Vor mehr als zehn Jahren hat die damals rot-grüne Bundesregierung das Petitionsrecht reformiert und transparenter gemacht: Seitdem gibt es öffentliche Petitionen, die auf der Online-Plattform des Petitionsausschusses diskutiert und unterstützt werden können. Auch der Petitionsbescheid wird nach Abschluss des Verfahrens im Internet veröffentlicht. Außerdem wurden für Petitionen mit mindestens 50.000 Unterschriften öffentliche Ausschusssitzungen eingeführt, bei denen die Parlamentarier mit dem Petenten sein Anliegen beraten.
Inzwischen boomen E-Petitionen. Jede Woche werden hunderte veröffentlicht und einige davon von Hunderttausenden unterstützt – auf privaten Plattformen. Das Petitionswesen beim Bundestag hat sich dagegen zwiespältig entwickelt: Das Petitionsportal ist zwar das erfolgreichste Internetangebot des Bundestags, immer mehr Menschen zeichnen hier Petitionen mit. Doch gleichzeitig werden seit einigen Jahren immer weniger Petitionen beim Bundestag eingereicht. Haben die Menschen keine Vertrauen mehr, dass Parlament und Regierende die richtigen Adressaten für ihre Anliegen und Vorschläge sind? Welche Rolle kann der Petitionsausschuss im Spannungsfeld von Politikverdrossenheit und Beteiligungswunsch spielen? Wie kann das Petitionsrecht als Angebot zur demokratischen Mitwirkung weiterentwickelt und gestärkt werden? Diese Fragen haben wir in unserem Fachgespräch am 23. Januar 2017 mit Expertinnen und Experten aus Wissenschaft und Verwaltung, mit Netzaktivistinnen und interessierten Bürgerinnen und Bürgern diskutiert.
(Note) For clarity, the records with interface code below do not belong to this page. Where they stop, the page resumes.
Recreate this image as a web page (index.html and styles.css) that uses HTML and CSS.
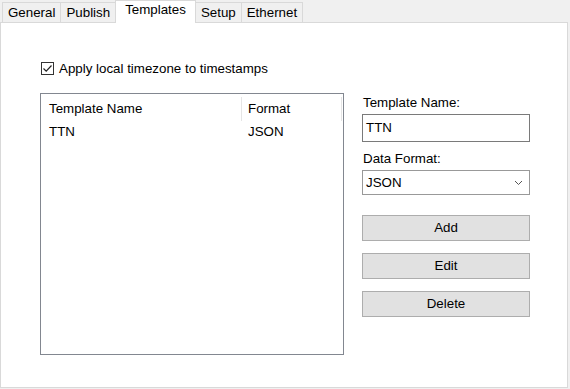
FILE: index.html
```html
<!DOCTYPE html>
<html lang="en">
  <head>
    <meta charset="UTF-8" />
    <meta name="viewport" content="width=device-width, initial-scale=1.0" />
    <title>Templates</title>
    <link rel="stylesheet" href="styles.css">
  </head>
  <body>
    <div class="tabs">
      <div class="tab">General</div>
      <div class="tab">Publish</div>
      <div class="tab active">Templates</div>
      <div class="tab">Setup</div>
      <div class="tab">Ethernet</div>
    </div>
    <div class="panel">
      <label class="check">
        <span class="box">
          <svg width="11" height="11" viewBox="0 0 11 11">
            <polyline points="1.5,5.5 4.2,8.2 9.5,2.5" fill="none" stroke="#222" stroke-width="1.2" />
          </svg>
        </span>
        Apply local timezone to timestamps
      </label>
      <div class="content">
        <div class="list">
          <div class="list-head">
            <div class="col name">Template Name</div>
            <div class="col fmt">Format</div>
          </div>
          <div class="list-row">
            <div class="col name">TTN</div>
            <div class="col fmt">JSON</div>
          </div>
        </div>
        <div class="side">
          <div class="label">Template Name:</div>
          <div class="input">TTN</div>
          <div class="label second">Data Format:</div>
          <div class="combo">
            <span>JSON</span>
            <svg width="9" height="6" viewBox="0 0 9 6">
              <polyline points="1,1 4.5,4.5 8,1" fill="none" stroke="#555" stroke-width="1" />
            </svg>
          </div>
          <div class="btn first">Add</div>
          <div class="btn">Edit</div>
          <div class="btn">Delete</div>
        </div>
      </div>
    </div>
  </body>
</html>
```

FILE: styles.css
```css
* {
  margin: 0;
  padding: 0;
  box-sizing: border-box;
}
body {
  background: #f0f0f0;
  font-family: "Liberation Sans", Arial, sans-serif;
  font-size: 13.33px;
  color: #000;
  width: 570px;
  height: 389px;
  overflow: hidden;
}
.tabs {
  display: flex;
  align-items: flex-end;
  height: 22px;
  padding-left: 2px;
}
.tab {
  height: 20px;
  line-height: 19px;
  padding: 0 5px;
  border: 1px solid #d9d9d9;
  border-bottom: none;
  margin-left: -1px;
  background: #f0f0f0;
}
.tab:first-child {
  margin-left: 0;
}
.tab.active {
  position: relative;
  z-index: 1;
  height: 23px;
  line-height: 18px;
  padding: 0 9px;
  margin-bottom: -1px;
  background: #fff;
}
.panel {
  width: 568px;
  height: 366px;
  background: #fff;
  border: 1px solid #d9d9d9;
  padding: 37px 0 0 39px;
}
.check {
  display: flex;
  align-items: center;
  gap: 5px;
  height: 16px;
  margin-left: 1px;
}
.check .box {
  width: 13px;
  height: 13px;
  border: 1px solid #333;
  display: flex;
  align-items: center;
  justify-content: center;
}
.content {
  display: flex;
  align-items: flex-start;
  gap: 18px;
  margin-top: 17px;
}
.list {
  width: 304px;
  height: 262px;
  border: 1px solid #828790;
}
.list-head,
.list-row {
  display: flex;
}
.list-head {
  height: 29px;
  align-items: center;
}
.list-head .col {
  border-right: 1px solid #e5e5e5;
  height: 24px;
  line-height: 24px;
}
.list-row {
  height: 17px;
  line-height: 17px;
}
.col.name {
  width: 201px;
  padding-left: 8px;
}
.col.fmt {
  width: 100px;
  padding-left: 6px;
}
.side {
  width: 168px;
  margin-top: 2px;
}
.label {
  height: 16px;
  line-height: 16px;
  padding-left: 1px;
}
.label.second {
  margin-top: 9px;
}
.input {
  height: 28px;
  margin-top: 3px;
  border: 1px solid #7a7a7a;
  padding-left: 3px;
  line-height: 26px;
}
.combo {
  height: 25px;
  margin-top: 3px;
  border: 1px solid #999;
  padding: 0 6px 0 3px;
  display: flex;
  align-items: center;
  justify-content: space-between;
}
.btn {
  height: 26px;
  margin-top: 12px;
  border: 1px solid #adadad;
  background: #e1e1e1;
  text-align: center;
  line-height: 24px;
}
.btn.first {
  margin-top: 20px;
}
```
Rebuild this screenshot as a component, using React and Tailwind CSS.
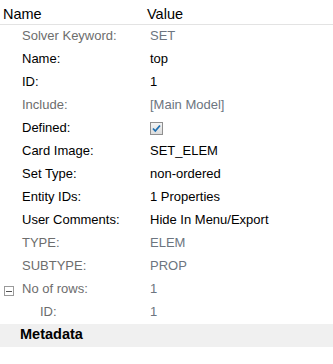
import React from "react";

const G = "text-[#6d6d6d]";
const GV = "text-[#6c7580]";
const B = "text-black";

const rows = [
  { l: "Solver Keyword:", lc: G, v: "SET", vc: GV },
  { l: "Name:", lc: B, v: "top", vc: B },
  { l: "ID:", lc: B, v: "1", vc: B },
  { l: "Include:", lc: G, v: "[Main Model]", vc: GV },
  { l: "Defined:", lc: B, check: true },
  { l: "Card Image:", lc: B, v: "SET_ELEM", vc: B },
  { l: "Set Type:", lc: B, v: "non-ordered", vc: B },
  { l: "Entity IDs:", lc: B, v: "1 Properties", vc: B },
  { l: "User Comments:", lc: B, v: "Hide In Menu/Export", vc: B },
  { l: "TYPE:", lc: G, v: "ELEM", vc: GV },
  { l: "SUBTYPE:", lc: G, v: "PROP", vc: GV },
  { l: "No of rows:", lc: G, v: "1", vc: GV, minus: true },
  { l: "ID:", lc: G, v: "1", vc: GV, child: true },
];

function Check() {
  return (
    <div className="w-[13px] h-[13px] border border-[#8f8f8f] bg-gradient-to-b from-[#f4f4f4] to-[#dcdcdc] flex items-center justify-center">
      <svg width="11" height="11" viewBox="0 0 11 11">
        <path d="M2 5.5 L4.3 8 L9 2.5" fill="none" stroke="#1f6fb0" strokeWidth="1.8" />
      </svg>
    </div>
  );
}

function Minus() {
  return (
    <div className="w-[10px] h-[10px] border border-[#9a9a9a] bg-white flex items-center justify-center">
      <div className="w-[6px] h-px bg-[#555]" />
    </div>
  );
}

export default function App() {
  return (
    <div
      className="w-[333px] h-[364px] bg-white overflow-hidden"
      style={{ fontFamily: '"Liberation Sans", Arial, sans-serif' }}
    >
      <div className="h-[25px] border-b border-[#e3e3e3] flex items-start pt-[5px] text-[14.5px] text-black leading-[18px]">
        <div className="w-[147px] pl-[3px]">Name</div>
        <div>Value</div>
      </div>
      {rows.map((r, i) => (
        <div key={i} className="h-[23px] flex items-center text-[13px] leading-[23px] pb-[2px]">
          <div className="w-[150px] flex items-center">
            {r.minus ? (
              <div className="w-[22px] pl-[4px] pt-[5px] flex items-center">
                <Minus />
              </div>
            ) : (
              <div className={r.child ? "w-[40px]" : "w-[22px]"} />
            )}
            <span className={r.lc}>{r.l}</span>
          </div>
          {r.check ? (
            <div className="pt-[1px]">
              <Check />
            </div>
          ) : (
            <span className={r.vc}>{r.v}</span>
          )}
        </div>
      ))}
      <div className="h-[23px] bg-[#f0f0f0] flex items-center pl-[20px] text-[14.5px] font-bold text-black pb-[1px]">
        Metadata
      </div>
    </div>
  );
}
Petitionen sind ein Sensorium, durch das die Politik aus erster Hand erfährt, welche Sorgen die Menschen bewegen und wie Gesetze wirken. Deshalb sei es notwendig, die Rahmenbedingungen politischer Partizipation zu erweitern, so der Sozialwissenschaftler Prof. Michael Opielka. Er dämpfte aber auch allzu hohe Erwartungen an die Wirkung von Petitionen: Politik sei ein Vorgang des Aushandelns und der Kompromisse – und dazu gehöre eben auch, dass der eigene Vorschlag nicht durchgesetzt werden kann.
Auch Netzaktivistin Katharina Nocun zeigte überzeugt davon, dass es viel Sinn macht, das Petitionsrecht zu öffnen und transparenter zu gestalten. Auch so könne den Rechten das Wasser abgegraben werden. An ausgewählten Beispielen hatte sie eindrucksvoll belegt, wie Rechtspopulisten mittels gut organisierter und verdeckt arbeitender rechter Petitions- und Kampagnenplattformen versuchen, Misstrauen gegen die Handlungsfähigkeit der parlamentarischen Demokratie zu säen.
Mit Nachdruck warb Ulrich Riehm vom Institut für Technikfolgenabschätzung und Systemanalyse (ITAS) dafür, grundsätzlich alle Petitionen als „öffentliche Petitionen“ zu behandeln, sofern dem keine datenrechtlichen Bedenken oder Einwände des Petenten entgegenstünden. Zudem solle das Quorum für die Behandlung von Petitionen in einer öffentlichen Ausschusssitzung von derzeit 50.000 auf 25.000 Unterschriften gesenkt werden.
Matthias Trénel, Geschäftsführer von Zebralog, einer Agentur für crossmediale Bürgerbeteiligung, befand, dass sich der Petitionsausschuss nicht mehr nur als „Seismograph“ von Problemen verstehen solle, sondern auch als „Verstärker“ von Anliegen der Bürgerinnen und Bürger. Als technisches Mittel dafür schlug er ein I-Frame des Petitionsausschusses vor, das als „Beteiligungssatelliten“ auf anderen Webseiten eingebaut werden könne. Damit wäre es möglich, auf beliebigen Webseiten für seine Petition zu werben und Unterschriften zu sammeln. Petentinnen und Petenten könnten vom Bundestag über ein solches I-Frame auch über den Stand und Verlauf ihres Petitionsverfahrens informiert werden.
Einig waren sich alle Beteiligten darüber, dass es sinnvoll ist, auch die bereits vorhandenen starken Rechte und Möglichkeiten des Petitionsrechtes, wie Akteneinsichtsrechte, Vorladungsrechte oder Debattenrechte besser und intensiver als bisher zu nutzen.
Das Fachgespräch hat deutlich gezeigt: Mehr als zehn Jahre nach der letzten großen Petitionsreform ist es Zeit für den nächsten großen Sprung.